Can the subcontinent address its unique tech challenges?

 

Aug 16, 2006 11:51

Broadband growing at narrowband speeds

Posted by vcbothra
The growth of broadband in India is not picking up as expected. According to a recent Telecom Regulatory Authority of India report, India added a paltry 0.15 million broadband users in July 2006. The total broadband connections in the country have reached 1.70 million.

The user base nearly quadrupled from 0.43 million in July 2005, but the growth in additions has been slow. In the first four months of the current financial year, 0.35 million users were added compared with 0.25 million during the same period last year.


India is a nascent broadband market with a low user base. The Broadband Policy of October 2004 had set an ambitious target of 3 million connections by 2005, 9 million by 2007 and 20 million by 2010. Going by the current rate of additions, the target for 2005 will be met only by end of 2006.

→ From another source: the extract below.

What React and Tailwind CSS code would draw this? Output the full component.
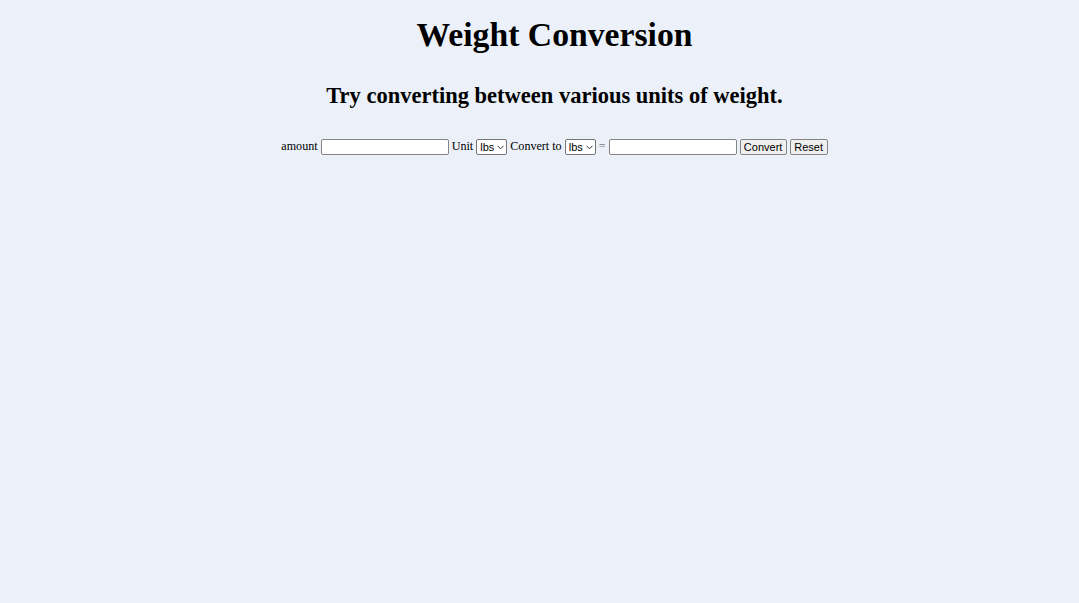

Till around a year back, Indian ISPs used to advertise connections with speeds upward of 32kbps as broadband. The broadband policy had defined broadband connectivity as "always-on" minimum download speeds of 256kbps. So the Government had to issue a strict warning to all ISPs in early 2005, asking them to refrain from calling connections below 256kbps as broadband.



BSNL advertising reduced broadband tariffs.

The real impetus in growth came from the launch of ADSL services by government-owned BSNL in 2005. It brought down the entry cost of owning a connection with cheap monthly plans and rented CPE. Service plans start at below US$5 per month today.

There are many reasons broadband growth has been slow. Lack of local language content, absence of a killer app and abysmally low download limits are the main causes.

Broadband content is not limited to text where the English language rules. There is no reason for broadband content companies not to think of producing local language multimedia content.